In one sense the absurdity of every situation delivers a disjointed narrative that constantly reminds you that you are watching a movie, and indeed one that no one is taking particularly seriously. This in itself often takes the viewer out of the spell of the film, yet by doing this Wheeler and Woolsey are attempting to tap into a level spontaneity that can only rival the electric frisson of a live vaudeville show. There is a certain tension in watching their performances, which must have been palpable to contemporary audiences, in that one does not know what to expect them to do or say next. Compared to the style of film comedy that was to follow, the freedom that Wheeler and Woolsey manage to convey is something rarely seen in movie comedy, certainly after the early 30s. Many try to give that improvised, shambolic look but very few do it as well as Wheeler and Woolsey. And I mean that as the very highest of compliments!

All in all, Diplomaniacs showcases a team on top of the comedy mountain and brimming with confidence.

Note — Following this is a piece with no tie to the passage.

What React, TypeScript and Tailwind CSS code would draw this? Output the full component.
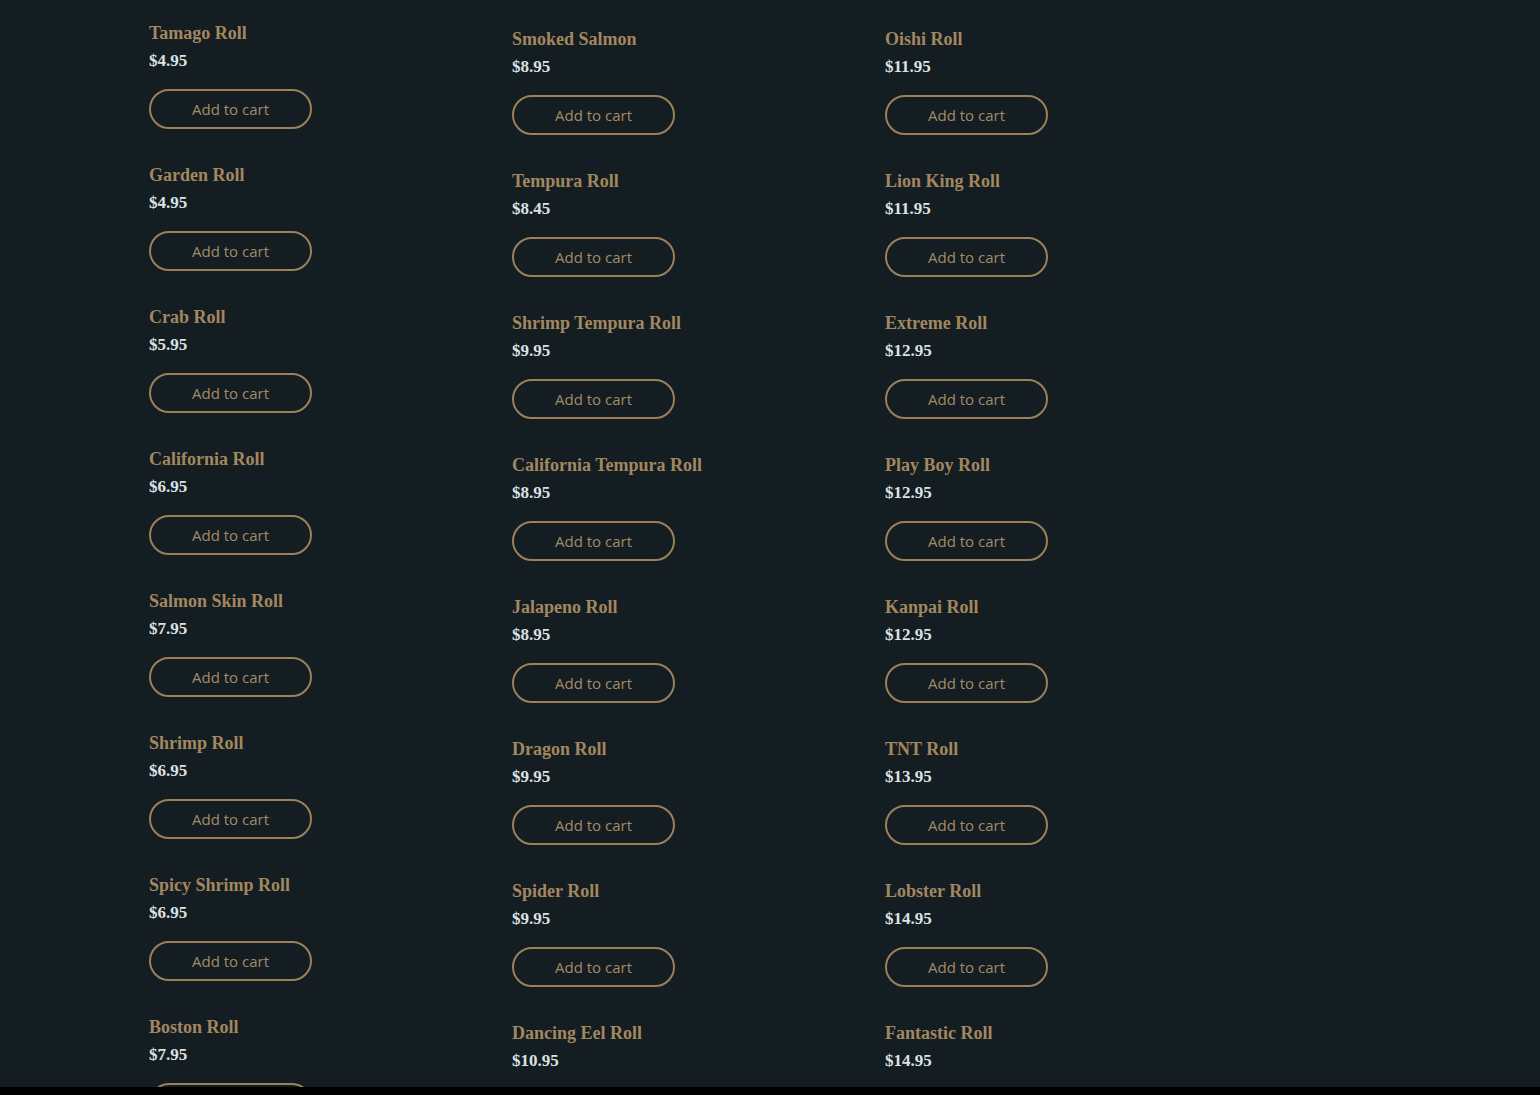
const columns: { name: string; price: string }[][] = [
  [
    { name: "Tamago Roll", price: "$4.95" },
    { name: "Garden Roll", price: "$4.95" },
    { name: "Crab Roll", price: "$5.95" },
    { name: "California Roll", price: "$6.95" },
    { name: "Salmon Skin Roll", price: "$7.95" },
    { name: "Shrimp Roll", price: "$6.95" },
    { name: "Spicy Shrimp Roll", price: "$6.95" },
    { name: "Boston Roll", price: "$7.95" },
  ],
  [
    { name: "Smoked Salmon", price: "$8.95" },
    { name: "Tempura Roll", price: "$8.45" },
    { name: "Shrimp Tempura Roll", price: "$9.95" },
    { name: "California Tempura Roll", price: "$8.95" },
    { name: "Jalapeno Roll", price: "$8.95" },
    { name: "Dragon Roll", price: "$9.95" },
    { name: "Spider Roll", price: "$9.95" },
    { name: "Dancing Eel Roll", price: "$10.95" },
  ],
  [
    { name: "Oishi Roll", price: "$11.95" },
    { name: "Lion King Roll", price: "$11.95" },
    { name: "Extreme Roll", price: "$12.95" },
    { name: "Play Boy Roll", price: "$12.95" },
    { name: "Kanpai Roll", price: "$12.95" },
    { name: "TNT Roll", price: "$13.95" },
    { name: "Lobster Roll", price: "$14.95" },
    { name: "Fantastic Roll", price: "$14.95" },
  ],
];

function Item({ name, price }: { name: string; price: string }) {
  return (
    <div className="flex flex-col items-start">
      <div className="h-[28px] flex items-center text-[18px] font-bold text-[#a3875f] font-['Liberation_Serif',serif]">
        {name}
      </div>
      <div className="h-[28px] flex items-center text-[17px] font-bold text-[#dde1e4] font-['Liberation_Serif',serif]">
        {price}
      </div>
      <button className="mt-[14px] w-[163px] h-[40px] rounded-full border-2 border-[#9a8159] text-[15px] font-medium text-[#a58b66] font-['Open_Sans',sans-serif]">
        Add to cart
      </button>
    </div>
  );
}

export default function App() {
  return (
    <div className="w-[1540px] h-[1095px] flex flex-col bg-black">
      <div className="h-[1087px] bg-[#131d22] overflow-hidden flex pl-[149px]">
        <div className="w-[363px] pt-[19px] flex flex-col gap-[32px]">
          {columns[0].map((it) => (
            <Item key={it.name} {...it} />
          ))}
        </div>
        <div className="w-[373px] pt-[25px] flex flex-col gap-[32px]">
          {columns[1].map((it) => (
            <Item key={it.name} {...it} />
          ))}
        </div>
        <div className="w-[373px] pt-[25px] flex flex-col gap-[32px]">
          {columns[2].map((it) => (
            <Item key={it.name} {...it} />
          ))}
        </div>
      </div>
      <div className="h-[8px] bg-black" />
    </div>
  );
}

Sadly, it wouldn’t last too much longer before the censors and audience tastes spoiled the party. However, Wheeler and Woolsey’s work of this period deserves to be remembered and celebrated far more than it has been up to now. They are a comedy team that consistently present a sense of fun and enthusiasm whilst pushing boundaries of comedy and indeed taste. Most importantly, their humour is honest, often baffling yet always surprising and no one else exemplifies pre code humour in all its unvarnished glory better. The critical world will always love talking about the complexities of the Marx Brothers and Duck Soup, or indeed W. C. Fields in Million Dollar Legs, and that’s fine by me. Whilst the Marx Brothers and Fields are timeless, Wheeler and Woolsey are freed from such concerns, living only in the moment. With Diplomaniacs they produced an outrageous and funny movie that perfectly captures an era and yet creates a surprisingly modern comic style decades ahead of the curve.